Throughout his political career, D'Amato served in the United States Navy Reserve, attaining the rank of captain. Among other posts, he served as attache to the U.S. Embassy in Beijing on proliferation issues and military-to-military initiatives in March 1997; was detailed to the Battle Group Command Staff of the USS in the Red Sea during Operation Desert Shield; served as an operations officer directing air drops into Bosnia and Sarajevo; and was a member of the planning staff of the Asia-Pacific Center, a conference and study center in Honolulu. During the Vietnam War, he was an assistant professor of government at the United States Naval Academy from 1968 to 1971, where he also coached sailing and basketball teams. Beginning in 1998 and continuing to an unspecified date, he rejoined the Naval Academy faculty as an adjunct assistant professor of political science.

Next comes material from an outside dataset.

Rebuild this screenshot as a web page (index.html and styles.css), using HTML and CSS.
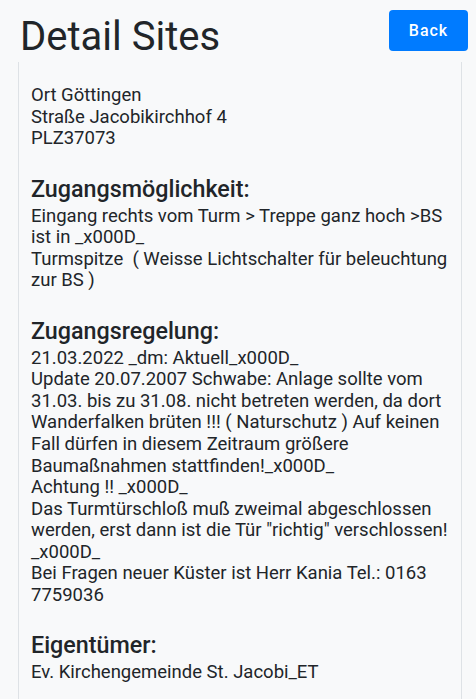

After leaving the Senate staff, he held elected office as a member of the Maryland House of Delegates from 1999 to 2003, representing an Annapolis, Maryland-based district. He served on the House's Appropriations Committee.

D'Amato was reappointed to the United States-China Economic and Security Review Commission by Senate Minority Leader Harry Reid on October 5, 2005, for a two-year term expiring December 31, 2007. He served as the chairman and vice chairman of the commission from April 2001 to December 20, 2005.

D'Amato died in Pasadena, Maryland on September 5, 2026, at the age of 83.